# A high rate of speed



## GoldenBrassRail (8 mo ago)

As you can see here, I have these trains rolling down the track at a high rate of speed.

Looking at the speed of my G scale train there.... If I had an additional G scale train that was operating at the exact same speed as the one you see in this video, and the two trains collided head on at these speeds, would that put these locomotives at a risk for damage? Or would they withstand a closing speed collision at this clip?


----------



## Rail_Master4501 (10 mo ago)

GoldenBrassRail said:


> As you can see here, I have these trains rolling down the track at a high rate of speed.
> 
> Looking at the speed of my G scale train there.... If I had an additional G scale train that was operating at the exact same speed as the one you see in this video, and the two trains collided head on at these speeds, would that put these locomotives at a risk for damage? Or would they withstand a closing speed collision at this clip?


Why would you want to crash them?
Sounds like a lot of money gone down the drain. If these are LGB I would not want to as g is very expensive as you most likely know.


----------



## GoldenBrassRail (8 mo ago)

Oh I will never do this. I just wanted to know how it would turn out if two LGB steam locos collided at a 40 per cent offset with a closing speed of, say, 110 inches per second.


----------



## Rail_Master4501 (10 mo ago)

GoldenBrassRail said:


> Oh I will never do this. I just wanted to know how it would turn out if two LGB steam locos collided at a 40 per cent offset with a closing speed of, say, 110 inches per second.


Thas oddly specific and I don’t think I know how to answer your question. I’m sure someone more mathematically inclined could though.


----------



## GoldenBrassRail (8 mo ago)

Rail_Master4501 said:


> Thas oddly specific and I don’t think I know how to answer your question. I’m sure someone more mathematically inclined could though.


110 inches per second closing speed is basically about the maximum speed you could possibly get two garden-grade G scale locomotives up to... About 55 inches per second each. The question is basically if the plastics, construction and internal components could withstand an instantaneous impact like that.


----------



## GoldenBrassRail (8 mo ago)

Rail_Master4501 said:


> Thas oddly specific and I don’t think I know how to answer your question. I’m sure someone more mathematically inclined could though.


I personally think that at this speed, the plastic body of the locomotive risks experiencing a shattering-type crush... That these speeds would react with the plastics in such a way that exploits the brittle nature of the plastic and the locomotives would undergo jagged cracks or even break into a few pieces.

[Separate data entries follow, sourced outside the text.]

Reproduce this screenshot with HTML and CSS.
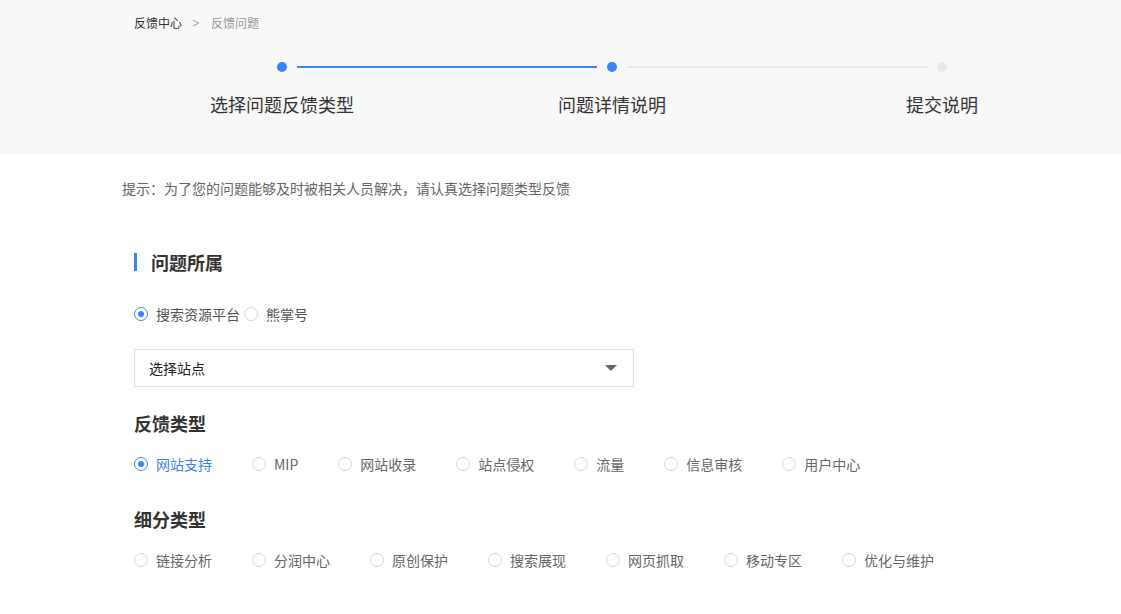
FILE: index.html
```html
<!DOCTYPE html>
<html lang="zh-CN">
<head>
<meta charset="utf-8">
<title>反馈问题</title>
<link rel="stylesheet" href="styles.css">
</head>
<body>
<header class="top">
  <nav class="crumbs">
    <span class="crumb-home">反馈中心</span>
    <span class="crumb-sep">&gt;</span>
    <span class="crumb-cur">反馈问题</span>
  </nav>
  <div class="track">
    <span class="dot active"></span>
    <span class="line active"></span>
    <span class="dot active"></span>
    <span class="line"></span>
    <span class="dot"></span>
  </div>
  <div class="step-labels">
    <div class="step-label">选择问题反馈类型</div>
    <div class="step-label">问题详情说明</div>
    <div class="step-label">提交说明</div>
  </div>
</header>

<main class="main">
  <p class="tip">提示：为了您的问题能够及时被相关人员解决，请认真选择问题类型反馈</p>

  <div class="form">
    <h2 class="section-title">问题所属</h2>

    <div class="radio-row tight">
      <label class="radio checked"><span class="circle"></span><span class="text dark">搜索资源平台</span></label>
      <label class="radio"><span class="circle"></span><span class="text dark">熊掌号</span></label>
    </div>

    <div class="select">
      <span class="select-text">选择站点</span>
      <span class="caret"></span>
    </div>

    <h3 class="group-title">反馈类型</h3>
    <div class="radio-row">
      <label class="radio checked"><span class="circle"></span><span class="text blue">网站支持</span></label>
      <label class="radio"><span class="circle"></span><span class="text">MIP</span></label>
      <label class="radio"><span class="circle"></span><span class="text">网站收录</span></label>
      <label class="radio"><span class="circle"></span><span class="text">站点侵权</span></label>
      <label class="radio"><span class="circle"></span><span class="text">流量</span></label>
      <label class="radio"><span class="circle"></span><span class="text">信息审核</span></label>
      <label class="radio"><span class="circle"></span><span class="text">用户中心</span></label>
    </div>

    <h3 class="group-title sub">细分类型</h3>
    <div class="radio-row">
      <label class="radio"><span class="circle"></span><span class="text">链接分析</span></label>
      <label class="radio"><span class="circle"></span><span class="text">分润中心</span></label>
      <label class="radio"><span class="circle"></span><span class="text">原创保护</span></label>
      <label class="radio"><span class="circle"></span><span class="text">搜索展现</span></label>
      <label class="radio"><span class="circle"></span><span class="text">网页抓取</span></label>
      <label class="radio"><span class="circle"></span><span class="text">移动专区</span></label>
      <label class="radio"><span class="circle"></span><span class="text">优化与维护</span></label>
    </div>
  </div>
</main>
</body>
</html>
```

FILE: styles.css
```css
* { box-sizing: border-box; }
html, body {
  margin: 0;
  padding: 0;
  background: #fff;
  font-family: "Noto Sans CJK SC", "Microsoft YaHei", "Noto Sans", sans-serif;
  color: #333;
}

.top {
  background: #f8f8f8;
  height: 155px;
  padding-top: 15px;
}
.crumbs {
  margin-left: 134px;
  font-size: 12px;
  line-height: 16px;
  display: flex;
  align-items: center;
}
.crumb-home { color: #333; }
.crumb-sep {
  color: #aaa;
  margin: 0 10px 0 9px;
  font-family: "DejaVu Sans", sans-serif;
  font-size: 12px;
  transform: scaleX(0.75);
}
.crumb-cur { color: #999; }

.track {
  display: flex;
  align-items: center;
  margin: 31px 0 0 277px;
  width: 670px;
  height: 10px;
}
.dot {
  width: 10px;
  height: 10px;
  border-radius: 50%;
  background: #e8e8e8;
  flex: none;
}
.dot.active { background: #3c82f8; }
.line {
  flex: 1;
  height: 2px;
  margin: 0 10px;
  background: #e8e8e8;
}
.line.active { background: #3c82f8; }

.step-labels {
  display: grid;
  grid-template-columns: 330px 330px 330px;
  margin: 20px 0 0 117px;
}
.step-label {
  text-align: center;
  font-size: 18px;
  line-height: 24px;
  color: #333;
}

.main { padding-top: 23px; }
.tip {
  margin: 0 0 0 122px;
  font-size: 14px;
  line-height: 20px;
  color: #666;
}
.form { margin-left: 134px; }

.section-title {
  font-size: 18px;
  line-height: 24px;
  font-weight: bold;
  color: #333;
  border-left: 3px solid #3c82f8;
  padding-left: 14px;
  height: 18px;
  display: flex;
  align-items: center;
  margin: 55px 0 0 0;
}

.radio-row {
  display: flex;
  align-items: center;
  margin-top: 19px;
  height: 20px;
}
.radio-row.tight { margin-top: 33px; }
.radio {
  display: flex;
  align-items: center;
  margin-right: 40px;
  font-size: 14px;
  line-height: 20px;
  color: #666;
}
.radio-row.tight .radio { margin-right: 4px; }
.circle {
  width: 14px;
  height: 14px;
  border-radius: 50%;
  border: 1px solid #d9d9d9;
  background: #fff;
  margin-right: 8px;
  flex: none;
  display: flex;
  align-items: center;
  justify-content: center;
}
.radio.checked .circle { border-color: #3c82f8; }
.radio.checked .circle::after {
  content: "";
  width: 6px;
  height: 6px;
  border-radius: 50%;
  background: #3c82f8;
}
.text.dark { color: #555; }
.text.blue { color: #3c82f8; }

.select {
  margin-top: 25px;
  width: 500px;
  height: 38px;
  border: 1px solid #e0e0e0;
  background: #fff;
  display: flex;
  align-items: center;
  justify-content: space-between;
  padding: 0 16px 0 14px;
}
.select-text {
  font-size: 14px;
  color: #222;
}
.caret {
  width: 0;
  height: 0;
  border-left: 6px solid transparent;
  border-right: 6px solid transparent;
  border-top: 6px solid #666;
}

.group-title {
  margin: 24px 0 0 0;
  font-size: 18px;
  line-height: 24px;
  font-weight: bold;
  color: #333;
}
.group-title.sub { margin-top: 33px; }
```
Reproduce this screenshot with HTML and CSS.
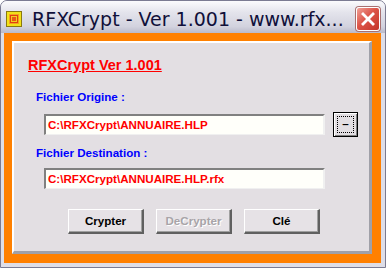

With most plastics of this type, they will bend or bounce away impact or force... to a certain extent, but if the blow is swift enough it shatters.


----------



## zr1rob (May 27, 2020)

why ruin your locos? Just watch an episode of Addams Family with Uncle Fester in the basement for the same thrill


----------



## GoldenBrassRail (8 mo ago)

zr1rob said:


> why ruin your locos? Just watch an episode of Addams Family with Uncle Fester in the basement for the same thrill


Everybody keeps reminding me of that Adams Family crash event. That was cool, but the trouble is, I am pretty sure those trains were going no more than 20 inches per second each. A closing speed head-on of 40 inches per second will make a loud bang and possibly pop the locomotives off of the track, but they will usually be unharmed. 

In my scenario, the two locomotives would be going more than twice that speed. The locomotives would be ripped off the track violently and spin around a few times as a result of the offset partial overlap impact, and would endure some degree of damage it's just that the million dollar question is that I don't know how much damage they would experience, and I am not going to find out. 

However, A few weeks ago I made some simple home-made O gauge rolling stock out of a brittle and flimsy wood, that were fitted with weights strategically placed throughout. Yes, I designed this home made rolling stock specifically to stage a high speed crash and create mayhem to film on camera. The funny thing is I thought that this was a failure because when I tested one of the cars after the glue dried, they it did not break apart fantastically like I hoped and I put the cars away. Anyway a few weeks later I was moving stuff and I dropped another one of these cars. It shattered when it hit the ground! I was surprised, but the reason my test run failed was that I did not allow sufficient drying time for the glue, and when it had not fully cured it was much stronger and withstood major impacts. But after a couple weeks it was fully dry and this surprisingly made it far weaker, and so it turned out my design succeeded after all. 

Unfortunately I only have one car left to crash because one was dropped and the other was trashed but I am going to do the crash this week and I will post the video when it is done. I am not using a G gauge train for this crash, but an O gauge locomotive that came with my starter set.


----------



## stevedenver (Jan 6, 2008)

even lgb will break.
pilots, couplers, etc.

go for it….//


----------